Vence, 1949. Appuyé sur ses béquilles, un grand escogriffe, debout au milieu de la chaussé, barre la route à la caravane du Tour de France en hurlant "Aux chiottes!". Aux policiers qui lui réclament ses papiers, Albert Paraz, 50 ans, invalide de guerre à 100%, répond: "Non, je ne veux pas avoir de papiers et me considérerai comme un homme libre quand personne n'aura plus de papiers du tout."

Albert, Louis, Pierre, Michel Paraz naît le 10 décembre 1899 à Constantine, Algérie, d'un père savoyard et d'une mère de souche catalane. Ironie de la vie, ce libertaire virulent qui affirme qu'entre la police et les assassins "C'est tout choisi : un assassin n'est pas forcément de la police tandis que la police est composée d'assassins", est le fils d'un maréchal des logis de la gendarmerie.

Mais s'il s'en prend furieusement au pouvoir et à ses représentants, policiers, juges, soldats, politiciens, médecins, Albert Paraz vise d'abord les institutions et rarement les individus. Lui qui toute sa vie prend le parti des faibles, des opprimés, des malades, des prisonniers et des réprouvés, affirme : "Je crois de plus en plus qu'il n'y a pas de métier absolument méprisable. Le seul ennemi, c'est l'esprit faux, le type qui met toujours le doigt à côté. Et ça se trouve dans toutes les professions, toutes les races, tous les pays et toutes les religions. " Et ce polémiste féroce, ce pamphlétaire brutal, ce provocateur énergumène avoue : " Si je méprisais les gens, je ne prendrais pas la peine de les engueuler. C'est ce qu'on oublie souvent. Le choix d'une tête de Turc suppose même une certaine considération pour la personne."

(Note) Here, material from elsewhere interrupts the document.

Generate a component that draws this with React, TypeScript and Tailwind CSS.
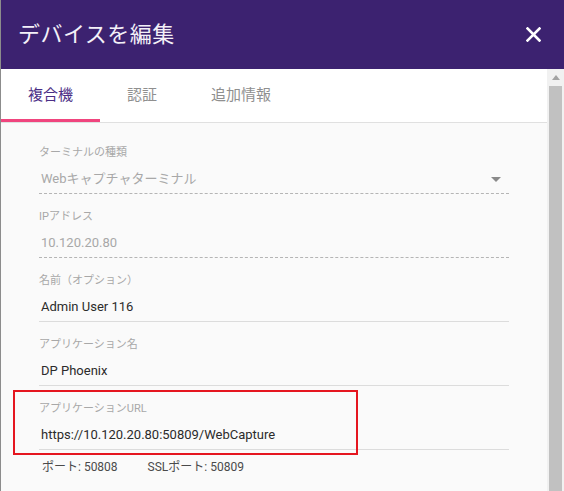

Quand il prend sa retraite en 1907, Jean-Marie Paraz quitte l'Algérie et installe sa famille à Neuilly où il a trouvé un emploi de concierge. De ses premières années, Albert Paraz gardera un attachement profond pour l'Afrique : " Vous ne pouvez pas savoir combien cela compte pour un enfant, au milieu des Parisiens, de se dire : moi, je suis Africain. " En 1911 il entre au Collège municipal Chaptal, où il se montre un élève intelligent mais dissipé, fréquemment réprimandé pour bavardage et mauvaise conduite.

Quand, en 1917, il s'inscrit à l'Ecole supérieure de physique et chimie industrielle de la Ville de Paris, Albert Paraz est un grand jeune homme blond d'1m 86. Sportif, il pratique la natation et le tennis, et abhorre le tabac. Il lit beaucoup et prend les études très au sérieux. Ce qui ne l'empêche pas de divertir ses condisciples, parmi lesquels un certain Pierre Joliot, par ses talents de prestidigitateur. Son triomphe, nous assure-t-il, est "la transformation réversible du masque à gaz en radis noir." Il n'hésite pas non plus à laisser libre cours à son goût pour la provocation : un jour il vole la mitrailleuse qui sert aux classes de préparation militaire et va la porter au Mont-de-Piété.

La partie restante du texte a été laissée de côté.